Metacritic.com is an acclaimed Web site that combines thousands of media reviews of entertainment offerings — movies, games, books and albums — into a Metascore, a sort of weighted average of critics' reviews that ranges from zero to 100. Analysis of just a small subset of the site's information shows the power of numbers to confirm — or defy — expectation.
The Actors
The colored horizontal bars on this chart present a graphical representation of the distribution of scores given to movies in which each of the listed actors appear. The numbers inside the bars represent the average of review
scores for those movies; the actors listed are the top 50 and the bottom 10, in terms of those averages. Note that the reviews are primarily from the last decade; no consideration is given to the magnitude of the actor's role; and a high average rating could indicate acting skill, the ability to pick good projects (or good trilogies), reviewer bias or just luck. To the extent that the ordering of the actors appears generally reasonable, some unexpected placements may inspire a rethinking of subjective assessments (or, in the case of Viggo Mortensen's rating above Clint Eastwood, a good long laugh).The Critics
This scatterplot shows 25 prolific movie critics in terms of the favorability with which they rate films,
and the degree to which their reviews tend to agree with those of other critics, scaled to reflect their volume of reviews written.
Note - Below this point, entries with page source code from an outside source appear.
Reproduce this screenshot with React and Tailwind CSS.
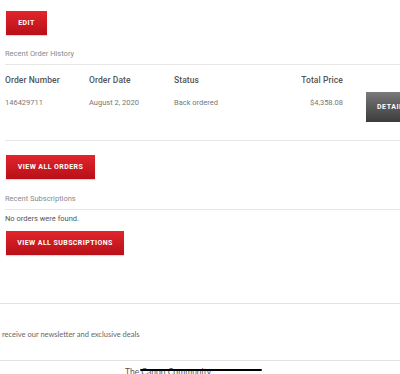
export default function App() {
  const btnRed =
    "bg-gradient-to-b from-[#e2252d] to-[#b80f18] text-white font-bold uppercase tracking-[0.06em] text-[7px] flex items-center justify-center shadow-[0_1px_1px_rgba(0,0,0,0.15)]";
  return (
    <div className="w-[400px] h-[374px] overflow-hidden bg-white relative" style={{ fontFamily: "Roboto, 'Liberation Sans', sans-serif" }}>
      <div className="pl-[6px] pt-[11px]">
        <div className={`${btnRed} w-[41px] h-[24px]`}>EDIT</div>
      </div>
      <div className="pl-[5px] mt-[13px] text-[7.5px] text-[#8a8a8a] leading-[12px]">Recent Order History</div>
      <div className="ml-[5px] mt-[4px] h-px bg-[#e6e6e6]" />
      <div className="pl-[5px] mt-[8px] flex items-center h-[14px] text-[8.5px] font-medium text-[#555] tracking-[0.01em]">
        <div className="w-[84px] shrink-0">Order Number</div>
        <div className="w-[85px] shrink-0">Order Date</div>
        <div className="w-[100px] shrink-0">Status</div>
        <div className="w-[69px] shrink-0 text-right">Total Price</div>
      </div>
      <div className="pl-[5px] mt-[5px] flex items-start h-[30px] text-[7.5px] text-[#777]">
        <div className="w-[84px] shrink-0 pt-[5px]">146429711</div>
        <div className="w-[85px] shrink-0 pt-[5px]">August 2, 2020</div>
        <div className="w-[100px] shrink-0 pt-[5px]">Back ordered</div>
        <div className="w-[69px] shrink-0 pt-[5px] text-right">$4,358.08</div>
        <div className="ml-[23px] w-[60px] h-[30px] bg-gradient-to-b from-[#7a7a7a] to-[#3c3c3c] text-white text-[7px] font-bold uppercase tracking-[0.08em] flex items-center pl-[11px] shrink-0">Details</div>
      </div>
      <div className="ml-[5px] mt-[18px] h-px bg-[#e6e6e6]" />
      <div className="pl-[6px] mt-[14px]">
        <div className={`${btnRed} w-[89px] h-[24px]`}>View all orders</div>
      </div>
      <div className="pl-[5px] mt-[14px] text-[7.5px] text-[#8a8a8a] leading-[12px]">Recent Subscriptions</div>
      <div className="ml-[5px] mt-[4px] h-px bg-[#e6e6e6]" />
      <div className="pl-[5px] mt-[3px] text-[7.5px] text-[#555] leading-[12px]">No orders were found.</div>
      <div className="pl-[6px] mt-[6px]">
        <div className={`${btnRed} w-[118px] h-[24px]`}>View all subscriptions</div>
      </div>
      <div className="mt-[48px] h-px bg-[#e2e2e2]" />
      <div className="pl-[2px] mt-[25px] text-[7.5px] text-[#666] leading-[12px]" style={{ fontFamily: "Lato, sans-serif" }}>receive our newsletter and exclusive deals</div>
      <div className="mt-[19px] h-px bg-[#e2e2e2]" />
      <div className="pl-[125px] mt-[5px] text-[8.5px] text-[#555] leading-[12px]" style={{ fontFamily: "Lato, sans-serif" }}>The Canon Community</div>
      <div className="absolute left-[140px] top-[369px] w-[122px] h-[2px] rounded-full bg-black" />
    </div>
  );
}
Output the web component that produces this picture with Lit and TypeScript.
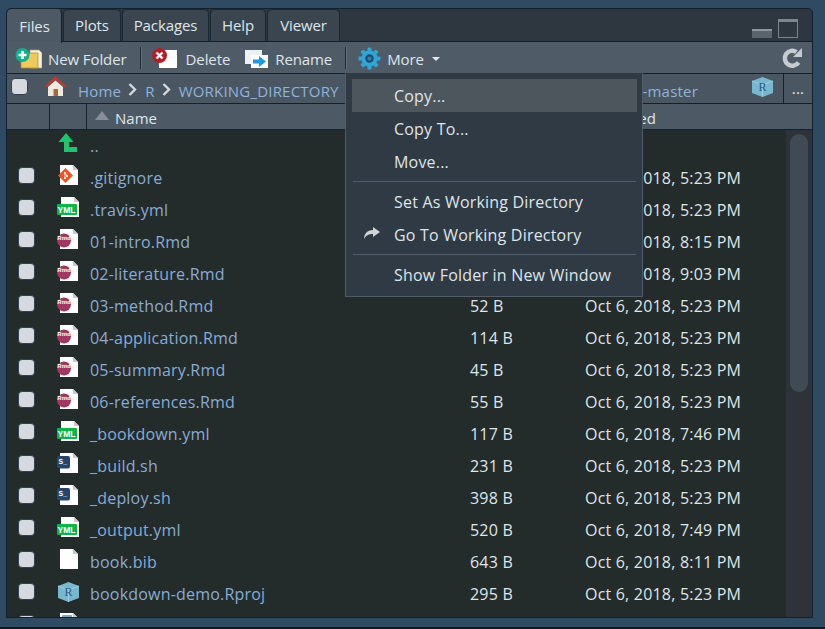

If you want to get a sense of the zeitgeist but can only read one review, you might prefer Rene Rodriguez, whose low standard deviation from the mean review score makes him very nearly a living critical average. If you are interested in an alternative perspective, Mick LaSalle's high standard deviation places him further from the critical pack than any of these peers. Reviews from both Michael Wilmington and Marc Savlov are so regularly and respectively positive and negative that they should perhaps be taken with a grain of salt.The Movies
A "smoothed" plot of movie scores over time is depicted, highlighting
the expected seasonal peaks in mid-summer and at the end of the year, along with the mid-winter and early autumn doldrums. Also listed are some of the more influential movies of their eras, in terms of number of reviews, along with their mean scores. Might the poorly reviewed summer of 2002 be attributed to releases delayed in the wake of 9/11? Does the relative lack of troughs from 2003 to 2006 reflect a real or imagined streak of high-quality films?